For so many of you who send me feedback for the stories I’ve posted, maybe you should raise your glass twice to the woman who encouraged the bard I had deep inside. After some of the sex scenes I’ve penned and posted I’m sure her response would be that the Republicans definitely don’t want me now. I write because she encouraged everyone around her to live to their full potential, and to have as much fun doing it as possible. To cheat yourself out of that is dying in little bits.

This is one story I won’t sign my mane to for a number of reasons. The main one is that I want the focus not to be about who wrote it, but on who it’s written about. If there’s to be any discussion about these pages or feedback, I want it to be about her.

To the reader, thank you for taking this painful journey with me and I hope you got at least a glimpse of who Judy was and how beautiful a person we all lost. Don’t forget to raise your glass and if you could, send up a small prayer in her honor. If you do have any comments just post them on the pack list, I’ll see them.
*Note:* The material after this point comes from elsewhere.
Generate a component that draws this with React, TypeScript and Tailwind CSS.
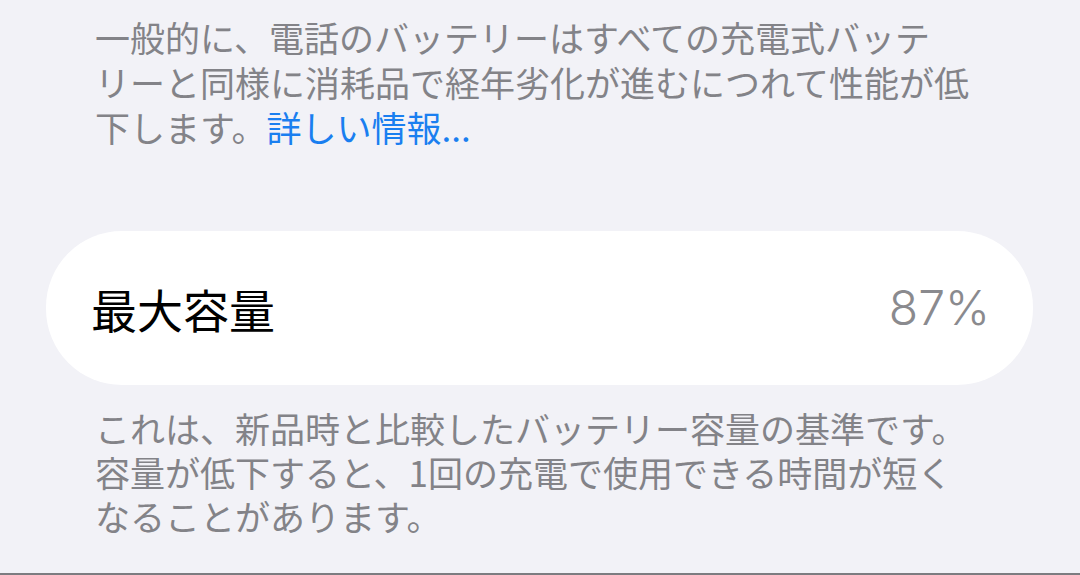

Judy, I miss you and I will until it’s my time to leave this life. Your laugh maybe gone but not the joy it left behind. You were a rare individual who deserved more time to shine on this earth. In the end I’m sure you faced death with the same dignity in which you lived your life. And I’m sure that after a little flirting with the powers that be, you’re some place that has a nice umbrella and a bottomless bottle of your favorite spirits.

God speed old friend, you’ll be in my thoughts.


Disclaimer: I didn’t think I would need any for this piece but something tells me I should add one before I sign off.

Life is short so hug the person you love and tell them how much they mean to you. Love is something that is best shown in actions, but it is just as special and just as potent when it is expressed in words.